Section 9. Contribution. In order to provide for just and equitable
contribution in circumstances in which the indemnification provided for in
Section 8 is due in accordance with its terms but is for any reason held by a
court to be unavailable from the Company, the MHC, the Bank or the Agent, the
Company, the MHC, the Bank and the Agent shall contribute to the aggregate
losses, claims, damages and liabilities (including any investigation, legal and
other expenses incurred in connection with, and any amount paid in settlement
of, any action, suit or proceeding of any claims asserted, but after deducting
any contribution received by the Company, the MHC, the Bank or the Agent from
persons other than the other party thereto, who may also be liable for
contribution) in such proportion so that the Agent is responsible for that
portion represented by the percentage that the fees paid to the Agent pursuant
to Section 2 of this Agreement (not including expenses) bears to the gross
proceeds received by the Company from the sale of the Shares in the Offering,
and the Company, the MHC and the Bank shall be responsible for the balance. If,
however, the allocation provided above is not permitted by applicable law or if
the indemnified party failed to give the notice required under Section 8 above,
then each indemnifying party shall contribute to such amount paid or payable by
such indemnified party in such proportion as is appropriate to reflect not only
such relative fault of the Company, the MHC and the Bank on the one hand and the
Agent on the other in connection with the statements or omissions which resulted
in such losses, claims, damages or liabilities (or actions, proceedings or
claims in respect thereto), but also the relative benefits received by the
Company, the MHC and the Bank on the one hand and the Agent on the other from
the Offering (before deducting expenses). The relative fault shall be determined
by reference to, among other things, whether the untrue or alleged untrue
statement of a material fact or the omission or alleged omission to state a
material fact relates to information supplied by the Company, the MHC and/or the
Bank on the one hand or the Agent on the other and the parties' relative intent,
good faith, knowledge, access to information and opportunity to correct or
prevent such statement or omission. The Company, the MHC, the Bank and the Agent
agree that it would not be just and equitable if contribution pursuant to this
Section 9 were determined by pro-rata allocation or by any other
36
method of allocation which does not take into account the equitable
considerations referred to above in this Section 9. The amount paid or payable
by an indemnified party as a result of the losses, claims, damages or
liabilities (or actions, proceedings or claims in respect thereof) referred to
above in this Section 9 shall be deemed to include any legal or other expenses
reasonably incurred by such indemnified party in connection with investigating
or defending any such action, proceeding or claim. It is expressly agreed that
the Agent shall not be liable for any loss, liability, claim, damage or expense
or be required to contribute any amount which in the aggregate exceeds the
amount paid (excluding reimbursable expenses) to the Agent under this Agreement.

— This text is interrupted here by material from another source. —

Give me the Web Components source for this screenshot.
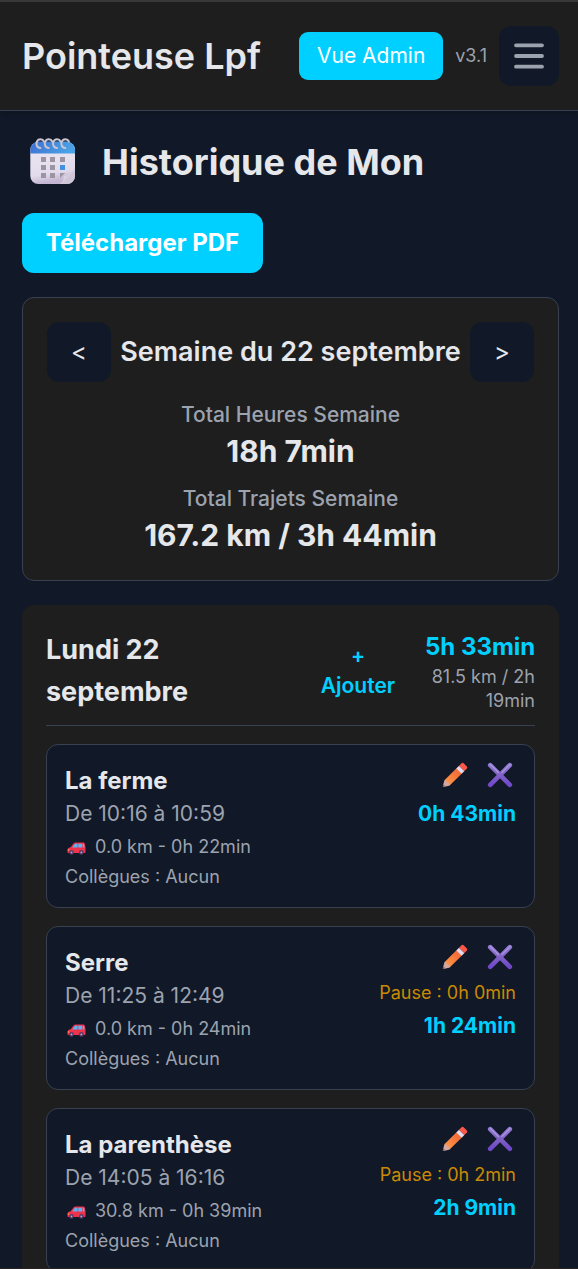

It is understood that the above stated limitation on the Agent's liability is
essential to the Agent and that the Agent would not have entered into this
Agreement if such limitation had not been agreed to by the parties to this
Agreement. No person found guilty of any fraudulent misrepresentation (within
the meaning of Section 11(f) of the 1933 Act) shall be entitled to contribution
from any person who was not found guilty of such fraudulent misrepresentation.
The obligations of the Company, the MHC and the Bank under this Section 9 and
under Section 8 shall be in addition to any liability which the Company and the
Bank may otherwise have. For purposes of this Section 9, each of the Agent's,
the Company's, the MHC or the Bank's officers and directors and each person, if
any, who controls the Agent or the Company or the MHC or the Bank within the
meaning of the 1933 Act and the 1934 Act shall have the same rights to
contribution as the Agent, the Company, the MHC or the Bank. Any party entitled
to contribution, promptly after receipt of notice of commencement of any action,
suit, claim or proceeding against such party in respect of which a claim for
contribution may be made against another party under this Section 9, will notify
such party from whom contribution may be sought, but the omission to so notify
such party shall not relieve the party from whom contribution may be sought from
any other obligation it may have hereunder or otherwise than under this Section
9.
Section 10. Survival of Agreements, Representations and Indemnities.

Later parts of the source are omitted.